● **Work to do**
Return the material exactly as supplied, apart from the pictures, which are omitted.
--
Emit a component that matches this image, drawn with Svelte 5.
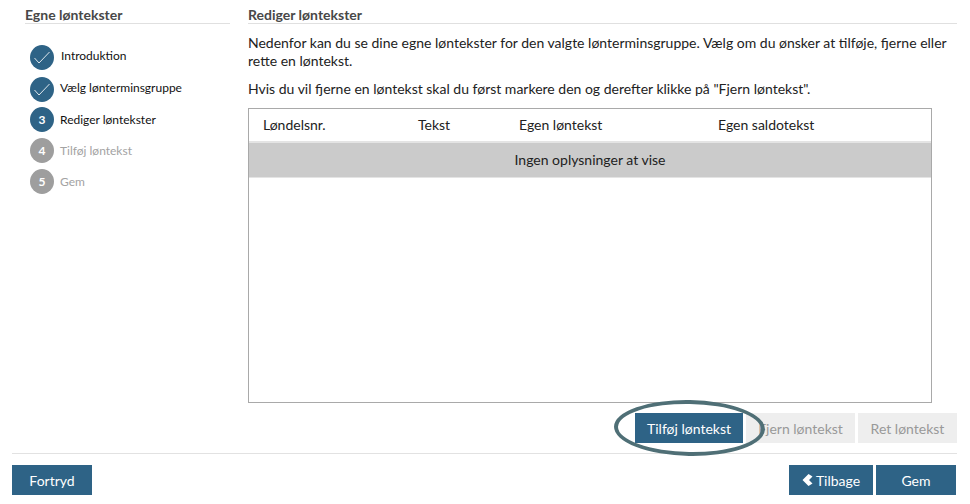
<script>
	const steps = [
		{ label: 'Introduktion', state: 'done' },
		{ label: 'Vælg lønterminsgruppe', state: 'done' },
		{ num: 3, label: 'Rediger løntekster', state: 'active' },
		{ num: 4, label: 'Tilføj løntekst', state: 'todo' },
		{ num: 5, label: 'Gem', state: 'todo' }
	];
</script>

<div class="page">
	<div class="main">
		<aside class="side">
			<h2>Egne løntekster</h2>
			<ol class="steps">
				{#each steps as step}
					<li class="step {step.state}">
						<span class="dot">
							{#if step.state === 'done'}
								<svg width="16" height="13" viewBox="0 0 16 13">
									<path d="M0.5 7 L5 12 L15.5 1" fill="none" stroke="#dfe7ec" stroke-width="1" />
								</svg>
							{:else}
								{step.num}
							{/if}
						</span>
						<span class="label">{step.label}</span>
					</li>
				{/each}
			</ol>
		</aside>

		<section class="content">
			<h2>Rediger løntekster</h2>
			<p class="first">
				Nedenfor kan du se dine egne løntekster for den valgte lønterminsgruppe. Vælg om du ønsker at tilføje, fjerne eller rette en løntekst.
			</p>
			<p class="second">
				Hvis du vil fjerne en løntekst skal du først markere den og derefter klikke på "Fjern løntekst".
			</p>

			<div class="table">
				<div class="thead">
					<span class="c1">Løndelsnr.</span>
					<span class="c2">Tekst</span>
					<span class="c3">Egen løntekst</span>
					<span class="c4">Egen saldotekst</span>
				</div>
				<div class="empty">Ingen oplysninger at vise</div>
			</div>

			<div class="actions">
				<button class="btn add">
					Tilføj løntekst
					<span class="ring"></span>
				</button>
				<button class="btn off remove">Fjern løntekst</button>
				<button class="btn off">Ret løntekst</button>
			</div>
		</section>
	</div>

	<div class="footer">
		<button class="btn cancel">Fortryd</button>
		<div class="right">
			<button class="btn back">
				<svg width="11" height="12" viewBox="0 0 11 12">
					<path d="M6.5 0 L10.5 2.5 L7 6 L10.5 9.5 L6.5 12 L0.5 6 Z" fill="#fff" />
				</svg>
				Tilbage
			</button>
			<button class="btn save">Gem</button>
		</div>
	</div>
</div>

<style>
	:global(body) {
		background: #fff;
	}

	.page {
		width: 970px;
		height: 504px;
		box-sizing: border-box;
		padding: 8px 13px 0 12px;
		font-family: Lato, sans-serif;
		color: #222;
		font-size: 14px;
	}

	.main {
		display: flex;
		height: 445px;
		border-bottom: 1px solid #e2e2e2;
	}

	.side {
		width: 205px;
		margin-left: 13px;
		margin-right: 18px;
	}

	.content {
		flex: 1;
		min-width: 0;
	}

	h2 {
		margin: 0;
		height: 15px;
		line-height: 14px;
		font-size: 14px;
		font-weight: 700;
		color: #484848;
		border-bottom: 1px solid #e0e0e0;
	}

	.steps {
		list-style: none;
		margin: 21px 0 0 5px;
		padding: 0;
		display: flex;
		flex-direction: column;
	}

	.step {
		display: flex;
		align-items: flex-start;
		gap: 6px;
		height: 31px;
		font-size: 12px;
	}

	.step:first-child {
		height: 32px;
	}

	.step:nth-child(2) {
		height: 30px;
	}

	.step.done:first-child .label {
		margin-left: 1px;
	}

	.dot {
		width: 24px;
		height: 25px;
		border-radius: 50%;
		background: #2e6386;
		color: #fff;
		font-weight: 700;
		font-size: 12px;
		display: flex;
		align-items: center;
		justify-content: center;
		flex: none;
	}

	.label {
		line-height: 25px;
		color: #111;
	}

	.done .label {
		line-height: 22px;
	}

	.todo .dot {
		background: #9e9e9e;
	}

	.todo .label {
		color: #a3a3a3;
	}

	p {
		margin: 0;
		line-height: 18px;
		font-size: 14px;
		color: #222;
	}

	.first {
		margin-top: 10px;
		width: 700px;
	}

	.second {
		margin-top: 10px;
	}

	.table {
		margin-top: 10px;
		width: 684px;
		height: 295px;
		box-sizing: border-box;
		border: 1px solid #a9a9a9;
	}

	.thead {
		display: flex;
		height: 34px;
		box-sizing: border-box;
		align-items: center;
		font-size: 14px;
		padding-bottom: 1px;
		border-bottom: 2px solid #e4e4e4;
	}

	.c1 {
		margin-left: 14px;
		width: 155px;
	}

	.c2 {
		width: 101px;
	}

	.c3 {
		width: 199px;
	}

	.empty {
		height: 35px;
		box-sizing: border-box;
		background: #cbcbcb;
		border-bottom: 1px solid #e4e4e4;
		padding-bottom: 1px;
		display: flex;
		align-items: center;
		justify-content: center;
		font-size: 14px;
	}

	.actions {
		display: flex;
		justify-content: flex-end;
		gap: 3px;
		margin-top: 10px;
	}

	.btn {
		height: 30px;
		border: 0;
		padding: 0;
		font-family: inherit;
		font-size: 14px;
		color: #fff;
		background: #2e6386;
	}

	.add {
		position: relative;
		width: 108px;
	}

	.off {
		background: #eee;
		color: #999;
		width: 99px;
	}

	.remove {
		width: 109px;
	}

	/* highlight drawn over the button */
	.ring {
		position: absolute;
		left: -21px;
		top: -13px;
		width: 151px;
		height: 56px;
		box-sizing: border-box;
		border: 4px solid #4f6f76;
		border-radius: 50%;
		transform: rotate(1deg);
	}

	.footer {
		display: flex;
		justify-content: space-between;
		margin-top: 11px;
	}

	.right {
		display: flex;
		gap: 3px;
		margin-right: 1px;
	}

	.cancel {
		width: 80px;
	}

	.back {
		width: 84px;
		display: flex;
		align-items: center;
		justify-content: center;
		gap: 3px;
	}

	.save {
		width: 80px;
	}
</style>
--
● **Exercise result**
Emit a component that matches this image, drawn with Svelte 5.
<script>
	const steps = [
		{ label: 'Introduktion', state: 'done' },
		{ label: 'Vælg lønterminsgruppe', state: 'done' },
		{ num: 3, label: 'Rediger løntekster', state: 'active' },
		{ num: 4, label: 'Tilføj løntekst', state: 'todo' },
		{ num: 5, label: 'Gem', state: 'todo' }
	];
</script>

<div class="page">
	<div class="main">
		<aside class="side">
			<h2>Egne løntekster</h2>
			<ol class="steps">
				{#each steps as step}
					<li class="step {step.state}">
						<span class="dot">
							{#if step.state === 'done'}
								<svg width="16" height="13" viewBox="0 0 16 13">
									<path d="M0.5 7 L5 12 L15.5 1" fill="none" stroke="#dfe7ec" stroke-width="1" />
								</svg>
							{:else}
								{step.num}
							{/if}
						</span>
						<span class="label">{step.label}</span>
					</li>
				{/each}
			</ol>
		</aside>

		<section class="content">
			<h2>Rediger løntekster</h2>
			<p class="first">
				Nedenfor kan du se dine egne løntekster for den valgte lønterminsgruppe. Vælg om du ønsker at tilføje, fjerne eller rette en løntekst.
			</p>
			<p class="second">
				Hvis du vil fjerne en løntekst skal du først markere den og derefter klikke på "Fjern løntekst".
			</p>

			<div class="table">
				<div class="thead">
					<span class="c1">Løndelsnr.</span>
					<span class="c2">Tekst</span>
					<span class="c3">Egen løntekst</span>
					<span class="c4">Egen saldotekst</span>
				</div>
				<div class="empty">Ingen oplysninger at vise</div>
			</div>

			<div class="actions">
				<button class="btn add">
					Tilføj løntekst
					<span class="ring"></span>
				</button>
				<button class="btn off remove">Fjern løntekst</button>
				<button class="btn off">Ret løntekst</button>
			</div>
		</section>
	</div>

	<div class="footer">
		<button class="btn cancel">Fortryd</button>
		<div class="right">
			<button class="btn back">
				<svg width="11" height="12" viewBox="0 0 11 12">
					<path d="M6.5 0 L10.5 2.5 L7 6 L10.5 9.5 L6.5 12 L0.5 6 Z" fill="#fff" />
				</svg>
				Tilbage
			</button>
			<button class="btn save">Gem</button>
		</div>
	</div>
</div>

<style>
	:global(body) {
		background: #fff;
	}

	.page {
		width: 970px;
		height: 504px;
		box-sizing: border-box;
		padding: 8px 13px 0 12px;
		font-family: Lato, sans-serif;
		color: #222;
		font-size: 14px;
	}

	.main {
		display: flex;
		height: 445px;
		border-bottom: 1px solid #e2e2e2;
	}

	.side {
		width: 205px;
		margin-left: 13px;
		margin-right: 18px;
	}

	.content {
		flex: 1;
		min-width: 0;
	}

	h2 {
		margin: 0;
		height: 15px;
		line-height: 14px;
		font-size: 14px;
		font-weight: 700;
		color: #484848;
		border-bottom: 1px solid #e0e0e0;
	}

	.steps {
		list-style: none;
		margin: 21px 0 0 5px;
		padding: 0;
		display: flex;
		flex-direction: column;
	}

	.step {
		display: flex;
		align-items: flex-start;
		gap: 6px;
		height: 31px;
		font-size: 12px;
	}

	.step:first-child {
		height: 32px;
	}

	.step:nth-child(2) {
		height: 30px;
	}

	.step.done:first-child .label {
		margin-left: 1px;
	}

	.dot {
		width: 24px;
		height: 25px;
		border-radius: 50%;
		background: #2e6386;
		color: #fff;
		font-weight: 700;
		font-size: 12px;
		display: flex;
		align-items: center;
		justify-content: center;
		flex: none;
	}

	.label {
		line-height: 25px;
		color: #111;
	}

	.done .label {
		line-height: 22px;
	}

	.todo .dot {
		background: #9e9e9e;
	}

	.todo .label {
		color: #a3a3a3;
	}

	p {
		margin: 0;
		line-height: 18px;
		font-size: 14px;
		color: #222;
	}

	.first {
		margin-top: 10px;
		width: 700px;
	}

	.second {
		margin-top: 10px;
	}

	.table {
		margin-top: 10px;
		width: 684px;
		height: 295px;
		box-sizing: border-box;
		border: 1px solid #a9a9a9;
	}

	.thead {
		display: flex;
		height: 34px;
		box-sizing: border-box;
		align-items: center;
		font-size: 14px;
		padding-bottom: 1px;
		border-bottom: 2px solid #e4e4e4;
	}

	.c1 {
		margin-left: 14px;
		width: 155px;
	}

	.c2 {
		width: 101px;
	}

	.c3 {
		width: 199px;
	}

	.empty {
		height: 35px;
		box-sizing: border-box;
		background: #cbcbcb;
		border-bottom: 1px solid #e4e4e4;
		padding-bottom: 1px;
		display: flex;
		align-items: center;
		justify-content: center;
		font-size: 14px;
	}

	.actions {
		display: flex;
		justify-content: flex-end;
		gap: 3px;
		margin-top: 10px;
	}

	.btn {
		height: 30px;
		border: 0;
		padding: 0;
		font-family: inherit;
		font-size: 14px;
		color: #fff;
		background: #2e6386;
	}

	.add {
		position: relative;
		width: 108px;
	}

	.off {
		background: #eee;
		color: #999;
		width: 99px;
	}

	.remove {
		width: 109px;
	}

	/* highlight drawn over the button */
	.ring {
		position: absolute;
		left: -21px;
		top: -13px;
		width: 151px;
		height: 56px;
		box-sizing: border-box;
		border: 4px solid #4f6f76;
		border-radius: 50%;
		transform: rotate(1deg);
	}

	.footer {
		display: flex;
		justify-content: space-between;
		margin-top: 11px;
	}

	.right {
		display: flex;
		gap: 3px;
		margin-right: 1px;
	}

	.cancel {
		width: 80px;
	}

	.back {
		width: 84px;
		display: flex;
		align-items: center;
		justify-content: center;
		gap: 3px;
	}

	.save {
		width: 80px;
	}
</style>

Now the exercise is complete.